Кто-то ворчит: брали бритву — значит, надо на место класть; кто-то вслух мечтает: вернемся в Питер — все, держись, девчонки, герои шагают; кто-то неумело, по-мужски, крупными стежками зашивает тельняшку, мурлыча под нос немудрящую песенку про то, как пошла девица в лес по ягоды и какой грех с нею приключился…
Все мирно, спокойно, буднично, — может быть, слишком спокойно для такой решающей минуты.
«И ведь вот что интересно, — с уважением подумал Кравченко, — идет все это не от бессмысленной рисовки, — ее доктор ни в ком терпеть не мог! — а от большой, спокойной внутренней силы». Впоследствии, работая над записками, которые были затем изданы отдельной книгой, он не раз возвращался к этой мысли[23].
— Эх, братцы, пропустим сейчас по чарочке! — шутливо-мечтательно произнес чей-то голос.
— Как же, держи карман шире! Небось не у тещи на именинах: приказано обедать без чарки.
— Оно, может, и к лучшему, — покладисто согласился матрос, мечтавший об «адмиральской чарке». — Жив останусь — после боя сразу две получу. А помру — ты, Никита, за меня выпей. Не откажешься?
— Это можно.
Обед был прерван сигналом тревоги. Палуба загудела от топота десятков ног, комендоры почти на бегу сорвали чехлы с приборов, крутнули начищенные до блеска медные штурвалы и доложили о готовности к бою; быстро и без суеты заняла свои места прислуга подачи.
Все замерли в ожидании.
Японские броненосцы и крейсера показались в одной кильватерной колонне.

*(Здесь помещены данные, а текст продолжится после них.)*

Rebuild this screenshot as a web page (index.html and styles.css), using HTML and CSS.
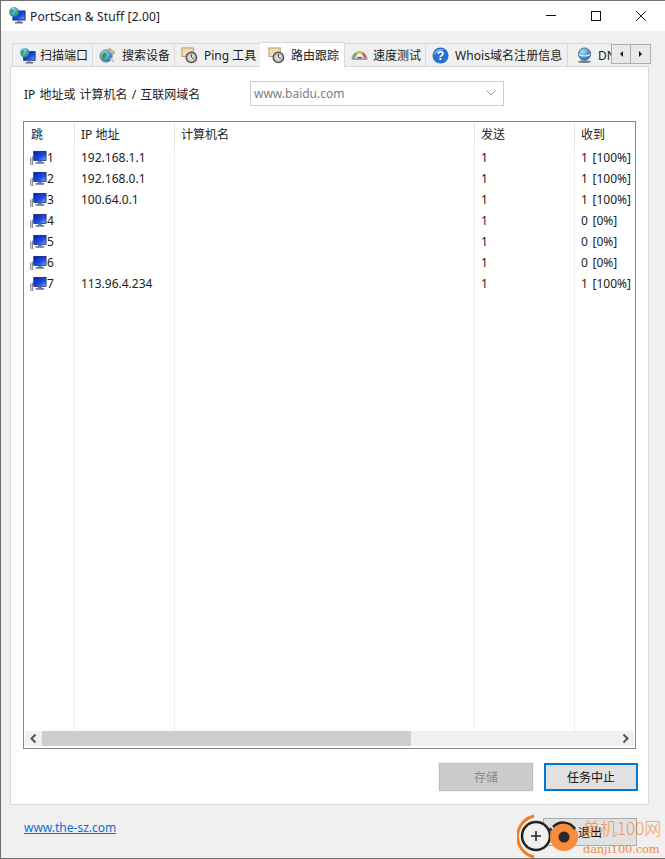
FILE: index.html
```html
<!DOCTYPE html>
<html lang="zh">
<head>
<meta charset="utf-8">
<title>PortScan &amp; Stuff [2.00]</title>
<link rel="stylesheet" href="styles.css">
</head>
<body>
<svg class="defs" width="0" height="0" aria-hidden="true">
  <defs>
    <linearGradient id="scr" x1="0" y1="0" x2="1" y2="1"><stop offset="0" stop-color="#0a1cb0"/><stop offset=".6" stop-color="#1d4de0"/><stop offset="1" stop-color="#7ab4ff"/></linearGradient>
    <radialGradient id="glb" cx=".35" cy=".3" r=".8"><stop offset="0" stop-color="#9fe0ff"/><stop offset="1" stop-color="#1565a8"/></radialGradient>
    <radialGradient id="gauge" cx=".5" cy=".5" r=".6"><stop offset="0" stop-color="#fff"/><stop offset="1" stop-color="#9a9a9a"/></radialGradient>
    <symbol id="i-pc" viewBox="0 0 18 18">
      <rect x="4" y="2.500" width="13" height="9.500" fill="url(#scr)" stroke="#0c1a66" stroke-width=".8"/>
      <rect x="8.500" y="12.500" width="4" height="1.500" fill="#6f7a8c"/>
      <rect x="6" y="14" width="9" height="1.500" fill="#46608a"/>
      <path d="M.8 9v7.500M2.500 8v8.500" stroke="#65717f" stroke-width="1"/>
      <path d="M1 16.500h3" stroke="#9aa3ad" stroke-width="1"/>
    </symbol>
    <symbol id="i-scan" viewBox="0 0 18 18">
      <rect x="5" y="5" width="12" height="9" fill="url(#scr)" stroke="#11206a"/>
      <rect x="9" y="14" width="4" height="2" fill="#8a8f99"/>
      <rect x="7" y="16" width="8" height="1.500" fill="#5b6f8f"/>
      <circle cx="6" cy="6" r="5" fill="url(#glb)"/>
      <path d="M3 3c2 0 3 1 3 2s-2 1-2 3-2 0-2-1 0-3 1-4zM7 6c2-1 3 0 3 1s-1 2-2 2-2-2-1-3z" fill="#35b03a"/>
    </symbol>
    <symbol id="i-search" viewBox="0 0 18 18">
      <circle cx="7.500" cy="9.500" r="6.500" fill="url(#glb)" stroke="#6c7f8f"/>
      <path d="M4 7c2-2 4-1 4 1s-2 4-3 5-2-4-1-6z" fill="#2f9a3c"/>
      <path d="M9 4l2-3 6 5-3 2z" fill="#c9b48f" stroke="#8f7d5f" stroke-width=".5"/>
      <path d="M12 12l4 4" stroke="#d0c8b8" stroke-width="2.200"/>
    </symbol>
    <symbol id="i-ping" viewBox="0 0 18 18">
      <rect x="1" y="1" width="12" height="9" fill="#f3dcb0" stroke="#b49a6c"/>
      <circle cx="11" cy="11" r="5.500" fill="url(#gauge)" stroke="#555" stroke-width="1.500"/>
      <path d="M11 7.500v3.500l2.500 1.500" fill="none" stroke="#333" stroke-width="1"/>
    </symbol>
    <symbol id="i-speed" viewBox="0 0 18 18">
      <path d="M1 13a8 8 0 0 1 16 0z" fill="url(#gauge)" stroke="#8f8f8f"/>
      <path d="M3 11a6 6 0 0 1 3-4" fill="none" stroke="#39a845" stroke-width="1.600"/>
      <path d="M6.500 6.300a6 6 0 0 1 5 0" fill="none" stroke="#e8c02f" stroke-width="1.600"/>
      <path d="M12 6.800a6 6 0 0 1 3 4.200" fill="none" stroke="#d8402f" stroke-width="1.600"/>
      <rect x="7" y="10.500" width="4" height="1.500" fill="#555"/>
    </symbol>
    <symbol id="i-help" viewBox="0 0 18 18">
      <circle cx="9" cy="9" r="8.500" fill="#2b6fd4"/>
      <path d="M2 9a7 7 0 0 1 7-7c2 0 3 .5 4 1.500-5 0-8 2-11 5.500z" fill="#7cadee"/>
      <text x="9" y="14" text-anchor="middle" class="help-q">?</text>
    </symbol>
    <symbol id="i-dns" viewBox="0 0 18 18">
      <circle cx="9" cy="7.500" r="6.500" fill="url(#glb)" stroke="#5a6f8f"/>
      <path d="M3 8c3 2 9 2 12 0" fill="none" stroke="#e8f0ff" stroke-width="1.200"/>
      <ellipse cx="9" cy="15.500" rx="7" ry="1.500" fill="#6f7f95"/>
    </symbol>
  </defs>
</svg>

<div class="window">
  <header class="titlebar">
    <svg class="title-icon"><use href="#i-scan"/></svg>
    <span class="title-text">PortScan &amp; Stuff [2.00]</span>
    <div class="controls">
      <svg class="ctl" viewBox="0 0 46 30"><path d="M18 14.500h10" stroke="#111" fill="none"/></svg>
      <svg class="ctl" viewBox="0 0 46 30"><rect x="18.500" y="10.500" width="9" height="9" fill="none" stroke="#111"/></svg>
      <svg class="ctl" viewBox="0 0 46 30"><path d="M18 10l10 10M28 10l-10 10" stroke="#222" fill="none"/></svg>
    </div>
  </header>

  <div class="client">
    <nav class="tabstrip">
      <div class="tab w1"><svg class="tab-icon"><use href="#i-scan"/></svg>扫描端口</div>
      <div class="tab w2"><svg class="tab-icon"><use href="#i-search"/></svg>搜索设备</div>
      <div class="tab w3"><svg class="tab-icon"><use href="#i-ping"/></svg>Ping 工具</div>
      <div class="tab active w4"><svg class="tab-icon"><use href="#i-ping"/></svg>路由跟踪</div>
      <div class="tab w5"><svg class="tab-icon"><use href="#i-speed"/></svg>速度测试</div>
      <div class="tab w6"><svg class="tab-icon"><use href="#i-help"/></svg>Whois域名注册信息</div>
      <div class="tab w7"><svg class="tab-icon"><use href="#i-dns"/></svg>DNS</div>
      <div class="tab-scroll">
        <button class="arrow"><span class="tri left"></span></button>
        <button class="arrow"><span class="tri right"></span></button>
      </div>
    </nav>

    <section class="panel">
      <div class="host-row">
        <label class="host-label">IP 地址或 计算机名 / 互联网域名</label>
        <div class="combo">
          <span>www.baidu.com</span>
          <svg class="chev" viewBox="0 0 10 6"><path d="M.5.5l4.500 4.500 4.500-4.500" fill="none" stroke="#a0a0a0"/></svg>
        </div>
      </div>

      <div class="list">
        <div class="row head">
          <div>跳</div><div>IP 地址</div><div>计算机名</div><div>发送</div><div>收到</div>
        </div>
        <div class="row"><div class="hop"><svg class="row-icon"><use href="#i-pc"/></svg>1</div><div>192.168.1.1</div><div></div><div>1</div><div>1 [100%]</div></div>
        <div class="row"><div class="hop"><svg class="row-icon"><use href="#i-pc"/></svg>2</div><div>192.168.0.1</div><div></div><div>1</div><div>1 [100%]</div></div>
        <div class="row"><div class="hop"><svg class="row-icon"><use href="#i-pc"/></svg>3</div><div>100.64.0.1</div><div></div><div>1</div><div>1 [100%]</div></div>
        <div class="row"><div class="hop"><svg class="row-icon"><use href="#i-pc"/></svg>4</div><div></div><div></div><div>1</div><div>0 [0%]</div></div>
        <div class="row"><div class="hop"><svg class="row-icon"><use href="#i-pc"/></svg>5</div><div></div><div></div><div>1</div><div>0 [0%]</div></div>
        <div class="row"><div class="hop"><svg class="row-icon"><use href="#i-pc"/></svg>6</div><div></div><div></div><div>1</div><div>0 [0%]</div></div>
        <div class="row"><div class="hop"><svg class="row-icon"><use href="#i-pc"/></svg>7</div><div>113.96.4.234</div><div></div><div>1</div><div>1 [100%]</div></div>
        <div class="row filler"><div></div><div></div><div></div><div></div><div></div></div>
        <div class="hscroll">
          <svg class="sb-arrow" viewBox="0 0 17 15"><path d="M10.500 3.500l-4 4 4 4" fill="none" stroke="#555" stroke-width="2"/></svg>
          <div class="sb-track"><div class="sb-thumb"></div></div>
          <svg class="sb-arrow" viewBox="0 0 17 15"><path d="M6.500 3.500l4 4-4 4" fill="none" stroke="#555" stroke-width="2"/></svg>
        </div>
      </div>

      <div class="actions">
        <button class="btn disabled">存储</button>
        <button class="btn focused">任务中止</button>
      </div>
    </section>

    <footer class="footer">
      <a class="link" href="#">www.the-sz.com</a>
      <button class="btn exit">退出</button>
    </footer>
  </div>

  <div class="watermark">
    <svg class="wm-logo" viewBox="0 0 70 46">
      <path d="M17 2a21 21 0 0 0 0 41" fill="none" stroke="#f47a20" stroke-width="3"/>
      <circle cx="19" cy="22" r="14" fill="#f0f0f0" stroke="#222" stroke-width="2.500"/>
      <path d="M14 22h10M19 17v10" stroke="#222" stroke-width="1.500"/>
      <path d="M33 14l4 6" stroke="#222" stroke-width="2"/>
      <circle cx="47" cy="23" r="14" fill="#f98b3c"/>
      <path d="M36 13a14 14 0 0 1 22 2" fill="none" stroke="#222" stroke-width="2.500"/>
      <circle cx="47" cy="23" r="5.500" fill="#2a2a2a"/>
    </svg>
    <div class="wm-text">
      <span class="wm-cn">单机100网</span>
      <span class="wm-en">danji100.com</span>
    </div>
  </div>
</div>
</body>
</html>
```
FILE: styles.css
```css
* { box-sizing: border-box; }
html, body { margin: 0; height: 100%; }
body {
  width: 665px;
  height: 859px;
  overflow: hidden;
  background: #6f6f6f;
  font-family: "Noto Sans", "Noto Sans CJK SC", sans-serif;
  font-size: 12px;
  color: #1a1a1a;
}
.defs { position: absolute; }
.window {
  position: relative;
  width: 665px;
  height: 859px;
  display: flex;
  flex-direction: column;
  background: #f0f0f0;
  border: 1px solid #707070;
  border-right: 0;
  overflow: hidden;
}
.titlebar {
  height: 30px;
  flex: none;
  display: flex;
  align-items: center;
  background: #fff;
  padding-left: 7px;
}
.title-icon { width: 18px; height: 18px; margin-right: 4px; margin-top: -2px; }
.title-text { font-size: 12px; letter-spacing: .15px; color: #222; }
.controls { margin-left: auto; display: flex; padding-right: 1px; }
.ctl { width: 46px; height: 30px; display: block; }
.ctl + .ctl { margin-left: -1px; }

.client { flex: 1; display: flex; flex-direction: column; padding: 0 14px 0 9px; min-height: 0; }

.tabstrip { position: relative; height: 35px; flex: none; display: flex; align-items: flex-end; padding-left: 2px; width: 641px; }
.tab {
  height: 23px;
  flex: none;
  display: flex;
  align-items: center;
  gap: 5px;
  padding-left: 6px;
  background: #f0f0f0;
  border: 1px solid #d9d9d9;
  border-bottom: 0;
  border-left: 0;
  font-size: 12px;
  white-space: nowrap;
  overflow: hidden;
}
.tab:first-child { border-left: 1px solid #d9d9d9; }
.tab.active {
  height: 25px;
  background: #fff;
  position: relative;
  top: 1px;
  z-index: 2;
  margin-left: -1px;
  padding-left: 8px;
  gap: 6px;
  align-self: flex-end;
}
.w1 { width: 81px; gap: 4px; }
.w2 { width: 82px; gap: 6px; }
.w3 { width: 86px; padding-left: 6px; gap: 6px; }
.w4 { width: 85px; }
.w5 { width: 81px; }
.w6 { width: 142px; gap: 6px; letter-spacing: .06px; }
.w7 { width: 44px; border-right: 0; padding-left: 8px; }
.tab-icon { width: 17px; height: 17px; flex: none; }
.help-q { font: bold 13px "Liberation Sans", sans-serif; fill: #fff; }
.tab-scroll { position: absolute; right: 0; top: 13px; display: flex; z-index: 3; }
.arrow {
  width: 20px;
  height: 20px;
  padding: 0;
  display: flex;
  align-items: center;
  justify-content: center;
  background: #e9e9e9;
  border: 1px solid #adadad;
}
.arrow + .arrow { margin-left: -1px; width: 21px; }
.tri { width: 0; height: 0; border-style: solid; border-width: 3.500px; border-color: transparent; }
.tri.left { border-right-color: #111; border-left-width: 0; }
.tri.right { border-left-color: #111; border-right-width: 0; }

.panel {
  height: 739px;
  flex: none;
  width: 639px;
  background: #fff;
  border: 1px solid #d9d9d9;
  padding: 0 12px;
  display: flex;
  flex-direction: column;
}
.host-row { height: 54px; flex: none; display: flex; align-items: center; padding-bottom: 1px; }
.host-label { width: 227px; font-size: 12px; color: #222; word-spacing: 1px; padding-left: 1px; }
.combo {
  width: 254px;
  height: 25px;
  display: flex;
  align-items: center;
  justify-content: space-between;
  padding: 0 7px 1px 3px;
  border: 1px solid #cfcfcf;
  background: #fff;
  color: #7d7d7d;
  font-size: 12px;
}
.chev { width: 10px; height: 6px; }

.list {
  width: 613px;
  height: 628px;
  flex: none;
  border: 1px solid #828790;
  padding: 1px 1px 2px;
  display: flex;
  flex-direction: column;
}
.row {
  display: grid;
  grid-template-columns: 50px 100px 300px 100px 1fr;
  height: 21px;
  flex: none;
  line-height: 21px;
  font-size: 12px;
  color: #222;
}
.row > div { padding-left: 6px; border-right: 1px solid #e6effa; white-space: nowrap; overflow: hidden; }
.row > div:last-child { border-right: 0; word-spacing: 1.500px; }
.row.head { height: 24px; line-height: 23px; }
.row.head > div { border-right-color: #e5e5e5; }
.hop { display: flex; align-items: center; gap: 0; padding-left: 5px !important; }
.row-icon { width: 17px; height: 17px; flex: none; }
.filler { flex: 1; min-height: 0; }
.hscroll { height: 15px; flex: none; display: flex; background: #f0f0f0; }
.sb-arrow { width: 17px; height: 15px; flex: none; }
.sb-track { flex: 1; }
.sb-thumb { width: 369px; height: 100%; background: #cdcdcd; }

.actions { flex: 1; display: flex; justify-content: flex-end; align-items: flex-start; gap: 11px; padding-top: 14px; margin-right: -2px; }
.btn {
  width: 94px;
  height: 28px;
  padding: 0;
  font: inherit;
  font-size: 12px;
  color: #111;
  background: #e1e1e1;
  border: 1px solid #adadad;
}
.btn.disabled { background: #cccccc; border: 1px solid #bfbfbf; outline: 1px solid #f3f3f3; color: #8a8a8a; }
.btn.focused { border: 2px solid #0078d7; }

.footer { flex: 1; display: flex; align-items: flex-start; justify-content: space-between; padding: 13px 0 0 14px; }
.link { color: #0a6fd8; font-size: 12px; text-decoration: underline; line-height: 18px; margin-top: 1px; }
.btn.exit { margin-right: 14px; color: #111; }

.watermark { position: absolute; left: 516px; top: 813px; display: flex; width: 149px; }
.wm-logo { width: 70px; height: 46px; flex: none; margin-right: -4px; }
.wm-text { display: flex; flex-direction: column; align-items: flex-start; padding-top: 3px; }
.wm-cn { font: 300 17px/22px "Noto Sans CJK SC", sans-serif; color: #f58a46; white-space: nowrap; opacity: .88; }
.wm-en { font: 11.500px/17px "DejaVu Serif", serif; color: #f58a46; white-space: nowrap; margin-top: 2px; letter-spacing: -.2px; }
```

Сначала их возникло из тумана четыре, потом еще столько же, потом еще три; они шли, по-утиному переваливаясь с борта на борт, огромные, молчаливые, ощерившиеся всеми своими орудиями.
Впереди колонны — флагманом шел эскадренный броненосец «Микаса», колосс в пятнадцать с половиной тысяч тонн водоизмещения.
Несколько поодаль от него, строго соблюдая дистанцию, следовали броненосцы: «Чин-Иен», «Фудзи», «Сикисима», «Фусо» и «Асахи»; еще дальше угадывались по скраденным за туманом очертаниям два больших броненосных крейсера.
Евдоким Копотей даже присвистнул от изумления.
— Ну, теперь бу-дет дело! — нараспев безбоязненно произнес он. — Микадо, кажись, не поскупился. Все, что было у него, собрал нас встречать.
Сблизившись с кораблями русской эскадры на дистанцию, достаточную для открытия артиллерийского огня, суда неприятеля пошли почти параллельно курсу эскадры.
С флагманского броненосца «Суворов» передали приказ: правой колонне перестроиться в строй пеленга, и крейсера начали постепенно отворачивать в сторону, так что вскоре «Ослябя», шедший в середине колонны, оказался фактически головным кораблем, а «Суворов» с тремя броненосцами как бы выпал из строя, отходя к востоку.
23
Кравченко В. Через три океана. СПб., 1910.